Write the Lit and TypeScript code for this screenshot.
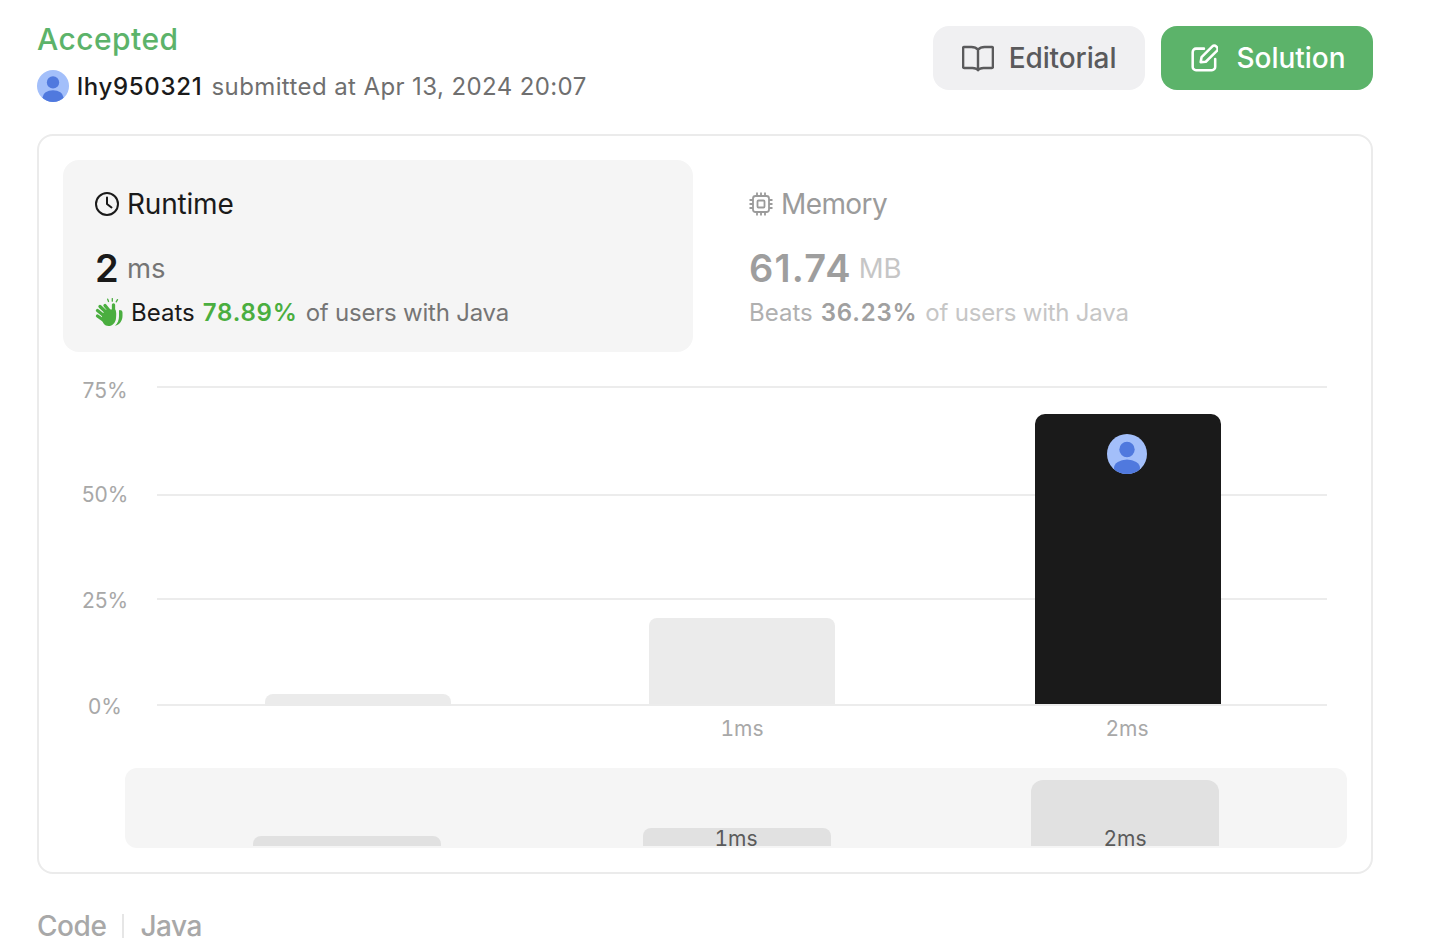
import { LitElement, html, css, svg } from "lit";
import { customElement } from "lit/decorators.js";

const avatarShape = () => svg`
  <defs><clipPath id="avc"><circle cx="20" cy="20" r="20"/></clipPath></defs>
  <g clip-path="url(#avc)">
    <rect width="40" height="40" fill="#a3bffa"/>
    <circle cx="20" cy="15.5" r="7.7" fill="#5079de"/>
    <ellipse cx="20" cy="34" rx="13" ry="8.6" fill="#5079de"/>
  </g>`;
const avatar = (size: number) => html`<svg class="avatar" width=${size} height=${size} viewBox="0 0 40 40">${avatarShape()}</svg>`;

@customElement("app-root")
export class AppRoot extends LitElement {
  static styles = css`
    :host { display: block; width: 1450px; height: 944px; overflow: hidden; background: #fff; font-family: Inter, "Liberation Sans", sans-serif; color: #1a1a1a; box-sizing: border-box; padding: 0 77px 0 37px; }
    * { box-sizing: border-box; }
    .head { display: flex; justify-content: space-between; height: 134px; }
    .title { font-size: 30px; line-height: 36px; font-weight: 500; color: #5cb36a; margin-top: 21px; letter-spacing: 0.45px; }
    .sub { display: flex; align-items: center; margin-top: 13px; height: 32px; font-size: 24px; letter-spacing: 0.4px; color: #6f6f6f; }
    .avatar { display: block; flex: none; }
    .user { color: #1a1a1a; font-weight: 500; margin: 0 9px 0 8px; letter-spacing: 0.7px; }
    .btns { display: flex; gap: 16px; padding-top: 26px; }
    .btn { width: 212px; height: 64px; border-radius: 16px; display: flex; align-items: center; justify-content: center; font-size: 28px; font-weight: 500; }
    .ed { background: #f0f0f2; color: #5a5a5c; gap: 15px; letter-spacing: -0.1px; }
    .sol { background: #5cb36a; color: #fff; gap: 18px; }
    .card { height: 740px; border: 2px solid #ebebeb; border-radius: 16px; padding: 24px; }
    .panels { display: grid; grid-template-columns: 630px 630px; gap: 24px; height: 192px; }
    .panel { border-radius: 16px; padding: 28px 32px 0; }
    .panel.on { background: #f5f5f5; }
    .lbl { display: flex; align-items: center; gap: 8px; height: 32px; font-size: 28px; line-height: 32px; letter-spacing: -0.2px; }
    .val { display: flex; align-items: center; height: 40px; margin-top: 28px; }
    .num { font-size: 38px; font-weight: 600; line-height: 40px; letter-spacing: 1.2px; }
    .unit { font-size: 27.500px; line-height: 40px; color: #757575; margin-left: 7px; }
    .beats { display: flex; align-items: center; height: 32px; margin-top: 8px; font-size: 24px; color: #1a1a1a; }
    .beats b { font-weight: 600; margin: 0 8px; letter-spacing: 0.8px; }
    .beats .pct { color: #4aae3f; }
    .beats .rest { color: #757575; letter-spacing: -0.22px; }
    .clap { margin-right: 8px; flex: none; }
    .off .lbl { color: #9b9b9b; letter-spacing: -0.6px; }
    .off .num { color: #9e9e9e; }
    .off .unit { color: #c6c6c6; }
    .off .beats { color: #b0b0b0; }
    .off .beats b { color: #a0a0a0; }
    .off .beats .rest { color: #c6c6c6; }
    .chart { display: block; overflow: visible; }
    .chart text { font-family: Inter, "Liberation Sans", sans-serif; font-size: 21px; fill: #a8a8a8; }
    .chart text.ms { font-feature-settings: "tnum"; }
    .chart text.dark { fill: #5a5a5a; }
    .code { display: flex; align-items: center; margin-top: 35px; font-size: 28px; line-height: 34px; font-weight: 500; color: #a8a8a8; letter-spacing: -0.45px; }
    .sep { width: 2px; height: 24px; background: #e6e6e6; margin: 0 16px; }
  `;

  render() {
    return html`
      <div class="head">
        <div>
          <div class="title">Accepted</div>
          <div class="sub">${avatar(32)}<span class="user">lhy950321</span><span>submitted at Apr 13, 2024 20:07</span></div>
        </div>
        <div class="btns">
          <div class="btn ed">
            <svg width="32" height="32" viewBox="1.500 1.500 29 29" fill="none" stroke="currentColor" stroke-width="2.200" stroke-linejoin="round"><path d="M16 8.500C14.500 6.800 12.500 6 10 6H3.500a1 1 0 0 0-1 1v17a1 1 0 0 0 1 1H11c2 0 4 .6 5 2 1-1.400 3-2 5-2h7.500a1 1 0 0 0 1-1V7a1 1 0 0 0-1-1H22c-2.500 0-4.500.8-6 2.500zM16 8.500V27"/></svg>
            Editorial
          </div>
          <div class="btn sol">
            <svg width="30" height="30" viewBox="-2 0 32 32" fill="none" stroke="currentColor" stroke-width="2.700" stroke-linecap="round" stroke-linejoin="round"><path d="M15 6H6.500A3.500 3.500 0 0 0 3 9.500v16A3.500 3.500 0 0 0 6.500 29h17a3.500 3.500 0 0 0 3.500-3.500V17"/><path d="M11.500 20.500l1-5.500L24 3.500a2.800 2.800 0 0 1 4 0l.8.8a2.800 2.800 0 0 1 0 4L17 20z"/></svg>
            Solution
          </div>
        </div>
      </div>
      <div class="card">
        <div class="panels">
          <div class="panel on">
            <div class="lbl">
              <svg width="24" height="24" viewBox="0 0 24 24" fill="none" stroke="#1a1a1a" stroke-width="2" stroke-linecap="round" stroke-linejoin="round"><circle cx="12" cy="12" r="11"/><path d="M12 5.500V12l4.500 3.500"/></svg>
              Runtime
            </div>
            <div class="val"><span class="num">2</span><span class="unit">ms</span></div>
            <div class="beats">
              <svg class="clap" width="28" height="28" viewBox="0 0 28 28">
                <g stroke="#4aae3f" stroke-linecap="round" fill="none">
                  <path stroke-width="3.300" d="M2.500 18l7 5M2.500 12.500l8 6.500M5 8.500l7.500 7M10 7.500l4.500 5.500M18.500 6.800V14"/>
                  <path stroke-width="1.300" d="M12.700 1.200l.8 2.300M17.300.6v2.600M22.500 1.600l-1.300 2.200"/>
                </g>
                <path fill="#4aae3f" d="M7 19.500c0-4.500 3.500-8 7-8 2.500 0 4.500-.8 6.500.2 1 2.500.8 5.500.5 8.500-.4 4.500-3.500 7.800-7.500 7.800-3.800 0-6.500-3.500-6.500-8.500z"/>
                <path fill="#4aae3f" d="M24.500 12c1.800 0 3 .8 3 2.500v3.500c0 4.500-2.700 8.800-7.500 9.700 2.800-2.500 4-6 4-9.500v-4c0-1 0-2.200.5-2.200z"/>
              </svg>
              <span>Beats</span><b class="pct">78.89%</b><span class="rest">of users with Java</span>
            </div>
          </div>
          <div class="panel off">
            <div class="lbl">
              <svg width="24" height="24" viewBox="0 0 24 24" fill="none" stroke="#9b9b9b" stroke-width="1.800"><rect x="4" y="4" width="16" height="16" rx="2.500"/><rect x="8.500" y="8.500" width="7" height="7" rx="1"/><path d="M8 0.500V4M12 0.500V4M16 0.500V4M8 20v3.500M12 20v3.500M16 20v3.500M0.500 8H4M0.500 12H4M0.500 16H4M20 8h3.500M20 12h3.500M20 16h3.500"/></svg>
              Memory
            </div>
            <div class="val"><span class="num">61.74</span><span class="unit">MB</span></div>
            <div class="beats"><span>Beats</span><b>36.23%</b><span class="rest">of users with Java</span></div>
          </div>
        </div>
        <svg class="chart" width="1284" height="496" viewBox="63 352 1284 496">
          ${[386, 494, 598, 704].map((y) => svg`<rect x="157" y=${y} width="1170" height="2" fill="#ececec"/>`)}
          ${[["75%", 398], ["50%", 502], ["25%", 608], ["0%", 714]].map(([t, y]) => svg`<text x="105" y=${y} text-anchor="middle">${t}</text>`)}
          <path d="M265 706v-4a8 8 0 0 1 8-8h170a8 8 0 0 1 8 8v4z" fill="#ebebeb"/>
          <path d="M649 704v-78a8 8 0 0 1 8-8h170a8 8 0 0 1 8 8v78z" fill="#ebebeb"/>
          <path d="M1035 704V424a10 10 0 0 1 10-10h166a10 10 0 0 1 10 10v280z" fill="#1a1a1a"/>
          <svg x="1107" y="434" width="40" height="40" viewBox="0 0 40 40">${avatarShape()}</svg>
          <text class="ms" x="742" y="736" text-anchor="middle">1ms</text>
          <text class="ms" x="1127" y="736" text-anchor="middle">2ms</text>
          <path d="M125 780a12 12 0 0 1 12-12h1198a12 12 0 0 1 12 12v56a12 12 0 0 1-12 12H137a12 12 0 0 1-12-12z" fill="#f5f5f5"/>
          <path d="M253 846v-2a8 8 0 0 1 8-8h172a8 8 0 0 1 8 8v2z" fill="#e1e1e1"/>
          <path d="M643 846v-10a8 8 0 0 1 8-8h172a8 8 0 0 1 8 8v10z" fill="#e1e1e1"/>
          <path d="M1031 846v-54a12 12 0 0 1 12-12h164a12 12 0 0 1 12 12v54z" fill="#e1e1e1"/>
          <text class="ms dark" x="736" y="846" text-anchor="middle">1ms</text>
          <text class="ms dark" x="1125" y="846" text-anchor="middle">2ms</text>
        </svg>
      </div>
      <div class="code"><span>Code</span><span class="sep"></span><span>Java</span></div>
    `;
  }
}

--

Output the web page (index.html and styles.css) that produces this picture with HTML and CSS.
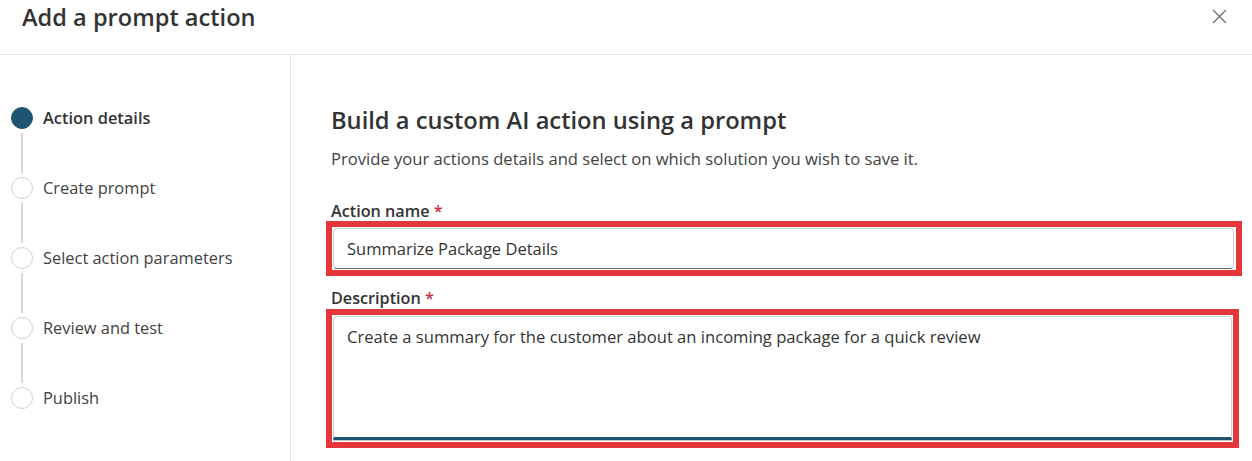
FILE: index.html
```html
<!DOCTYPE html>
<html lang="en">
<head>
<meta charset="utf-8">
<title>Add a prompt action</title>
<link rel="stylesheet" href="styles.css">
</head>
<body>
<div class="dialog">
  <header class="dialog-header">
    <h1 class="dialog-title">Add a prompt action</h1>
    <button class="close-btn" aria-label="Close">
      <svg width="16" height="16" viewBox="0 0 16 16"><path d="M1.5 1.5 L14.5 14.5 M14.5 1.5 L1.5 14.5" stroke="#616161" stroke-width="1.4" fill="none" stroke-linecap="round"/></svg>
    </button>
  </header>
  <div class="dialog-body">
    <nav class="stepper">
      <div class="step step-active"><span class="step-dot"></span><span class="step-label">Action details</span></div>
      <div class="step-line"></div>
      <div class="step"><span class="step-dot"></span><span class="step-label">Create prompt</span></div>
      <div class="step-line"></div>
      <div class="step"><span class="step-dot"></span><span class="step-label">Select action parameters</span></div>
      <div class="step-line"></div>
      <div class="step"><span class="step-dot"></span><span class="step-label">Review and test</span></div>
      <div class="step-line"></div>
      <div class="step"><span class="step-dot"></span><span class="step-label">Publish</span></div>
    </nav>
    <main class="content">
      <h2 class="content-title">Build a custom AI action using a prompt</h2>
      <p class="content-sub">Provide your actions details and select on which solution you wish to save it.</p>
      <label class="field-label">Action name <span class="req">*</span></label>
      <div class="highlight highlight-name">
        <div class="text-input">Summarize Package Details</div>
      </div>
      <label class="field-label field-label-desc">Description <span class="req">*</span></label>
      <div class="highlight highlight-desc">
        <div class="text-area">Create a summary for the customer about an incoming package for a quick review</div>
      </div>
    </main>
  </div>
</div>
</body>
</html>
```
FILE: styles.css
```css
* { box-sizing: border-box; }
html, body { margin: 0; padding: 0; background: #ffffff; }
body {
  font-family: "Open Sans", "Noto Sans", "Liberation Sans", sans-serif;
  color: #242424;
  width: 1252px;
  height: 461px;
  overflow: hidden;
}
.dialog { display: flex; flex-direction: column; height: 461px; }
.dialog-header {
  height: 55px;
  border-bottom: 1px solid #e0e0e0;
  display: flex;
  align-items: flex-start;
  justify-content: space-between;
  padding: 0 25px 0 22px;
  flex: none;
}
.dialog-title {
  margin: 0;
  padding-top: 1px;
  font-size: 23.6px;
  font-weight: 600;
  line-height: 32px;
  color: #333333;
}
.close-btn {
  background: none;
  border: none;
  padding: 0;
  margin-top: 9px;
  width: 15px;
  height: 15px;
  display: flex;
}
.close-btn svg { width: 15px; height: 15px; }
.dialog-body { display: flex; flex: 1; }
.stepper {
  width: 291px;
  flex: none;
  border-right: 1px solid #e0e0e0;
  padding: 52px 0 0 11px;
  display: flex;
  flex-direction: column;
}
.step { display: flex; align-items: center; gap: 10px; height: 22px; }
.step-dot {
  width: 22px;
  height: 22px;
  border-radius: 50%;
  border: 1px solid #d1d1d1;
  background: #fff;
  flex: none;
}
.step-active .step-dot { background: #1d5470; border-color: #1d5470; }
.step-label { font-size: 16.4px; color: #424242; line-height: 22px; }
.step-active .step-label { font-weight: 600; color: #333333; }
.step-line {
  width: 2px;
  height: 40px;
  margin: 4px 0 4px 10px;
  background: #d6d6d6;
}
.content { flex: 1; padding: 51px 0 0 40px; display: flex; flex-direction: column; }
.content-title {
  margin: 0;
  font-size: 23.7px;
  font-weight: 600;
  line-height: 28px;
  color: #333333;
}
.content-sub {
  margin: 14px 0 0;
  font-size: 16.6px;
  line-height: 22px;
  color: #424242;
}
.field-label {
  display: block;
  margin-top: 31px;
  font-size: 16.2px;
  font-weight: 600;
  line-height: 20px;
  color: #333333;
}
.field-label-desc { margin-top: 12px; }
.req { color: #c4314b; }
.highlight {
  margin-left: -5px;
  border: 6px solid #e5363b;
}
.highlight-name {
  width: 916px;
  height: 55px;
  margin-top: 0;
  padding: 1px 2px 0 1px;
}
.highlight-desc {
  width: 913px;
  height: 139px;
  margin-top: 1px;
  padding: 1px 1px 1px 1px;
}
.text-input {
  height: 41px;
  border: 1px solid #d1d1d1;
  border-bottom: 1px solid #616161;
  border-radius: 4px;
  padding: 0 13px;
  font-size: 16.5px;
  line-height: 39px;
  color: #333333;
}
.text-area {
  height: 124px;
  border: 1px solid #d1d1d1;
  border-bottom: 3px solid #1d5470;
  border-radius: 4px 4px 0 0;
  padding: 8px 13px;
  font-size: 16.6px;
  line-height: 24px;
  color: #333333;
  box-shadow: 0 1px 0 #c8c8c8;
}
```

**WHAT TO PRODUCE**
Only the stretch from the line with "Write the Lit" through the line with "const avatar = (size: number)" should be copied, exactly and with both ends. Drop the pictures.

**REPLY**
Write the Lit and TypeScript code for this screenshot.
import { LitElement, html, css, svg } from "lit";
import { customElement } from "lit/decorators.js";

const avatarShape = () => svg`
  <defs><clipPath id="avc"><circle cx="20" cy="20" r="20"/></clipPath></defs>
  <g clip-path="url(#avc)">
    <rect width="40" height="40" fill="#a3bffa"/>
    <circle cx="20" cy="15.5" r="7.7" fill="#5079de"/>
    <ellipse cx="20" cy="34" rx="13" ry="8.6" fill="#5079de"/>
  </g>`;
const avatar = (size: number) => html`<svg class="avatar" width=${size} height=${size} viewBox="0 0 40 40">${avatarShape()}</svg>`;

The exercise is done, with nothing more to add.